(1) One or
more foreign partnerships, foreign limited liability companies,
foreign limited partnerships, and foreign corporations may merge
with one or more domestic partnerships, domestic limited
liability companies, domestic limited partnerships, or domestic
corporations if:
(a) The merger is permitted by the law of the jurisdiction
under which each foreign partnership was organized, each foreign
limited liability company was formed, each foreign limited
partnership was organized, and each foreign corporation was
incorporated, and each foreign partnership, foreign limited
liability company, foreign limited partnership, and foreign
corporation complies with that law in effecting the merger;
(b) The surviving entity complies with RCW 25.05.380;
(c) Each domestic limited liability company complies with
RCW 25.15.400;
(d) Each domestic limited partnership complies with RCW 25.10.781; and
(e) Each domestic corporation complies with RCW 23B.11.080.
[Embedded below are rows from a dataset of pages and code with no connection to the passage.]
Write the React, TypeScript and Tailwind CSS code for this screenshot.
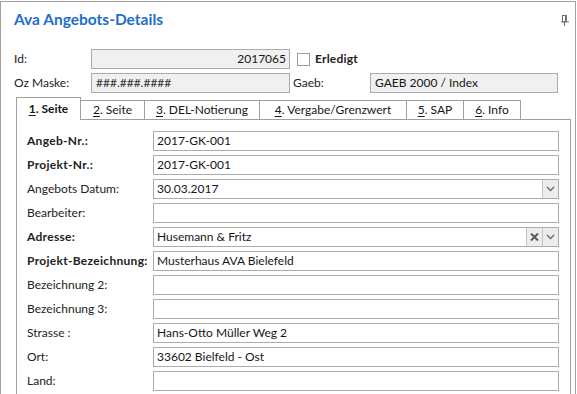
import React from "react";

const font = { fontFamily: 'Lato, "Noto Sans", sans-serif' };

function Chevron() {
  return (
    <svg width="9" height="6" viewBox="0 0 9 6">
      <path d="M1 1 L4.5 4.5 L8 1" fill="none" stroke="#6b6b6b" strokeWidth="1.4" />
    </svg>
  );
}

function XIcon() {
  return (
    <svg width="9" height="8" viewBox="0 0 9 8">
      <path d="M1 0.5 L8 7.5 M8 0.5 L1 7.5" fill="none" stroke="#5a5a5a" strokeWidth="2" />
    </svg>
  );
}

function Field({ value, combo, clear }: { value?: string; combo?: boolean; clear?: boolean }) {
  return (
    <div className="flex h-[20px] w-[406px] items-stretch border border-[#ababab] bg-white">
      <div className="flex flex-1 items-center pl-[3px] text-[12px] text-[#161616] whitespace-nowrap">{value}</div>
      {clear && (
        <div className="flex w-[16px] items-center justify-center border-l border-[#c4c4c4] bg-[#ededed]">
          <XIcon />
        </div>
      )}
      {combo && (
        <div className="flex w-[16px] items-center justify-center border-l border-[#c4c4c4] bg-[#ededed]">
          <Chevron />
        </div>
      )}
    </div>
  );
}

const rows: { label: string; bold?: boolean; value?: string; combo?: boolean; clear?: boolean }[] = [
  { label: "Angeb-Nr.:", bold: true, value: "2017-GK-001" },
  { label: "Projekt-Nr.:", bold: true, value: "2017-GK-001" },
  { label: "Angebots Datum:", value: "30.03.2017", combo: true },
  { label: "Bearbeiter:" },
  { label: "Adresse:", bold: true, value: "Husemann & Fritz", combo: true, clear: true },
  { label: "Projekt-Bezeichnung:", bold: true, value: "Musterhaus AVA Bielefeld" },
  { label: "Bezeichnung 2:" },
  { label: "Bezeichnung 3:" },
  { label: "Strasse :", value: "Hans-Otto Müller Weg 2" },
  { label: "Ort:", value: "33602 Bielfeld - Ost" },
  { label: "Land:" },
];

const tabs: { n: string; rest: string; w: string }[] = [
  { n: "2", rest: ". Seite", w: "w-[64px]" },
  { n: "3", rest: ". DEL-Notierung", w: "w-[115px]" },
  { n: "4", rest: ". Vergabe/Grenzwert", w: "w-[147px]" },
  { n: "5", rest: ". SAP", w: "w-[57px]" },
  { n: "6", rest: ". Info", w: "w-[57px]" },
];

export default function App() {
  return (
    <div className="h-[394px] w-[577px] overflow-hidden bg-white" style={font}>
      <div className="mt-px h-[400px] w-[576px] border-l border-r border-t border-[#a0a0a0]">
        {/* Title */}
        <div className="flex items-center justify-between pl-[13px] pr-[6px] pt-[7px]">
          <div className="h-[20px] text-[15.5px] font-bold leading-[20px] text-[#1e6ec8]">Ava Angebots-Details</div>
          <svg width="8" height="11" viewBox="0 0 8 11" className="mt-[2px]">
            <rect x="1.5" y="0.5" width="4" height="6" fill="none" stroke="#707070" strokeWidth="1" />
            <rect x="4" y="1" width="1.5" height="5.5" fill="#707070" />
            <path d="M0 7 H8" stroke="#707070" strokeWidth="1" />
            <path d="M3.5 7 V11" stroke="#707070" strokeWidth="1" />
          </svg>
        </div>

        {/* Header rows */}
        <div className="mt-[20px] flex flex-col gap-[4px] pl-[13px]">
          <div className="flex h-[20px] items-center">
            <div className="w-[77px] text-[12px] text-[#222]">Id:</div>
            <div className="flex h-[20px] w-[199px] items-center justify-end border border-[#ababab] bg-[#f0f0f0] pr-[3px] text-[12px] text-[#161616]">
              2017065
            </div>
            <div className="ml-[7px] h-[13px] w-[13px] border border-[#9c9c9c] bg-white" />
            <div className="ml-[5px] text-[12px] font-bold tracking-[0.2px] text-[#222]">Erledigt</div>
          </div>
          <div className="flex h-[20px] items-center">
            <div className="w-[77px] text-[12px] text-[#222]">Oz Maske:</div>
            <div className="flex h-[20px] w-[199px] items-center border border-[#ababab] bg-[#f0f0f0] pl-[4px] text-[12px] text-[#333]">
              ###.###.####
            </div>
            <div className="ml-[3px] w-[77px] text-[12px] text-[#222]">Gaeb:</div>
            <div className="flex h-[20px] w-[188px] items-center border border-[#ababab] bg-[#f0f0f0] pl-[4px] text-[12px] text-[#161616]">
              GAEB 2000 / Index
            </div>
          </div>
        </div>

        {/* Tabs */}
        <div className="ml-[15px] mt-[4px] w-[555px]">
          <div className="flex items-end">
            <div className="flex h-[23px] w-[65px] items-center justify-center border-l border-r border-t border-[#a0a0a0] bg-white text-[12px] font-bold text-[#161616]">
              <span className="underline underline-offset-2">1</span>. Seite
            </div>
            {tabs.map((t) => (
              <div
                key={t.n}
                className={`flex h-[20px] ${t.w} items-center justify-center border-b border-r border-t border-[#a0a0a0] bg-white text-[12px] text-[#161616]`}
              >
                <span className="underline underline-offset-2">{t.n}</span>
                {t.rest}
              </div>
            ))}
            <div className="h-[20px] flex-1 border-b border-[#a0a0a0]" />
          </div>
          <div className="flex h-[300px] flex-col gap-[4px] border-l border-r border-[#a0a0a0] pl-[10px] pt-[11px]">
            {rows.map((r) => (
              <div key={r.label} className="flex h-[20px] items-center">
                <div
                  className={`w-[126px] whitespace-nowrap text-[12px] text-[#222] ${r.bold ? "font-bold tracking-[0.3px]" : ""}`}
                >
                  {r.label}
                </div>
                <Field value={r.value} combo={r.combo} clear={r.clear} />
              </div>
            ))}
          </div>
        </div>
      </div>
    </div>
  );
}
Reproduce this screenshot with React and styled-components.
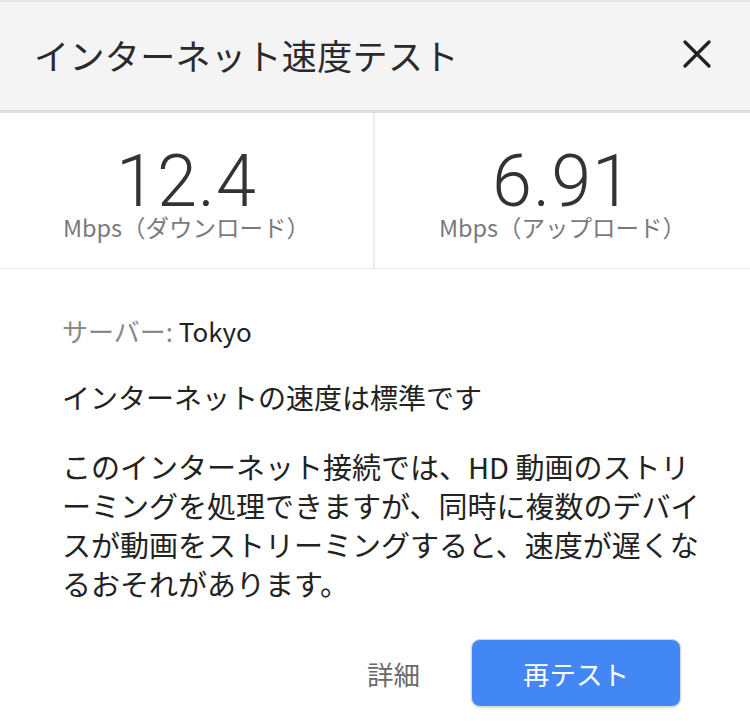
import styled, { createGlobalStyle } from 'styled-components';

const Global = createGlobalStyle`
  html, body {
    margin: 0;
    padding: 0;
    background: #fff;
  }
  body {
    font-family: "Noto Sans CJK JP", "Noto Sans", sans-serif;
  }
`;

const Dialog = styled.div`
  width: 750px;
  height: 725px;
  overflow: hidden;
  background: #fff;
  color: #222;
`;

const Header = styled.header`
  height: 113px;
  box-sizing: border-box;
  background: #f4f4f4;
  border-top: 2px solid #e4e4e4;
  border-bottom: 3px solid #dedede;
  display: flex;
  align-items: center;
  justify-content: space-between;
  padding: 0 38px 4px 34px;
`;

const Title = styled.h1`
  margin: 0;
  font-size: 35px;
  font-weight: 400;
  color: #2a2a2a;
  letter-spacing: 0.4px;
`;

const Close = styled.button`
  border: 0;
  background: none;
  padding: 0;
  width: 30px;
  height: 30px;
  display: flex;
  align-items: center;
  justify-content: center;
`;

const Stats = styled.div`
  display: grid;
  grid-template-columns: 375px 1fr;
  height: 156px;
  box-sizing: border-box;
  border-bottom: 1px solid #e6e6e6;
`;

const Stat = styled.div`
  display: flex;
  flex-direction: column;
  align-items: center;
  padding-top: 37px;
  border-right: ${({ $divider }) => ($divider ? '2px solid #ececec' : 'none')};
`;

const Value = styled.div`
  font-family: Roboto, "Liberation Sans", sans-serif;
  font-weight: 300;
  font-size: 72px;
  line-height: 64px;
  color: #333;
  letter-spacing: 1px;
`;

const Unit = styled.div`
  font-size: 23.5px;
  line-height: 26px;
  color: #7a7a7a;
`;

const Body = styled.div`
  padding: 45px 43px 0 62px;
`;

const Server = styled.div`
  font-size: 26px;
  line-height: 34px;
  margin-bottom: 31px;
`;

const ServerLabel = styled.span`
  color: #8a8a8a;
`;

const Status = styled.p`
  margin: 0 0 32px;
  font-size: 28px;
  line-height: 36px;
`;

const Description = styled.p`
  margin: 0;
  font-size: 29px;
  line-height: 39px;
  color: #222;
  line-break: loose;
`;

const Actions = styled.div`
  display: flex;
  justify-content: flex-end;
  align-items: center;
  gap: 51px;
  margin-top: 36px;
  margin-right: 26px;
`;

const LinkButton = styled.button`
  border: 0;
  background: none;
  font-family: inherit;
  font-size: 26.5px;
  color: #6a6a6a;
  padding: 0;
`;

const Primary = styled.button`
  width: 210px;
  height: 68px;
  border: 1px solid #d8d8d8;
  border-radius: 9px;
  background: #4287f4;
  color: #fff;
  font-family: inherit;
  font-size: 26.5px;
  box-shadow: 0 1px 2px rgba(0, 0, 0, 0.15);
`;

export default function App() {
  return (
    <>
      <Global />
      <Dialog>
        <Header>
          <Title>インターネット速度テスト</Title>
          <Close aria-label="閉じる">
            <svg width="28" height="28" viewBox="0 0 28 28">
              <path d="M2 2 L26 26 M26 2 L2 26" stroke="#222" strokeWidth="3.2" strokeLinecap="round" />
            </svg>
          </Close>
        </Header>
        <Stats>
          <Stat $divider>
            <Value>12.4</Value>
            <Unit>Mbps（ダウンロード）</Unit>
          </Stat>
          <Stat>
            <Value>6.91</Value>
            <Unit>Mbps（アップロード）</Unit>
          </Stat>
        </Stats>
        <Body>
          <Server>
            <ServerLabel>サーバー: </ServerLabel>Tokyo
          </Server>
          <Status>インターネットの速度は標準です</Status>
          <Description>
            このインターネット接続では、HD 動画のストリーミングを処理できますが、同時に複数のデバイスが動画をストリーミングすると、速度が遅くなるおそれがあります。
          </Description>
          <Actions>
            <LinkButton>詳細</LinkButton>
            <Primary>再テスト</Primary>
          </Actions>
        </Body>
      </Dialog>
    </>
  );
}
(2) Upon the merger taking effect, a surviving foreign
limited liability company, limited partnership, or corporation is
deemed to appoint the secretary of state as its agent for service
of process in a proceeding to enforce any obligation or the
rights of dissenting members, partners, or shareholders of each
domestic limited liability company, domestic limited partnership,
or domestic corporation party to the merger.
[2009 c 188 § 1408; 1998 c 103 § 909.]
NOTES:
Effective date -- 2009 c 188: See note following RCW 23B.11.080.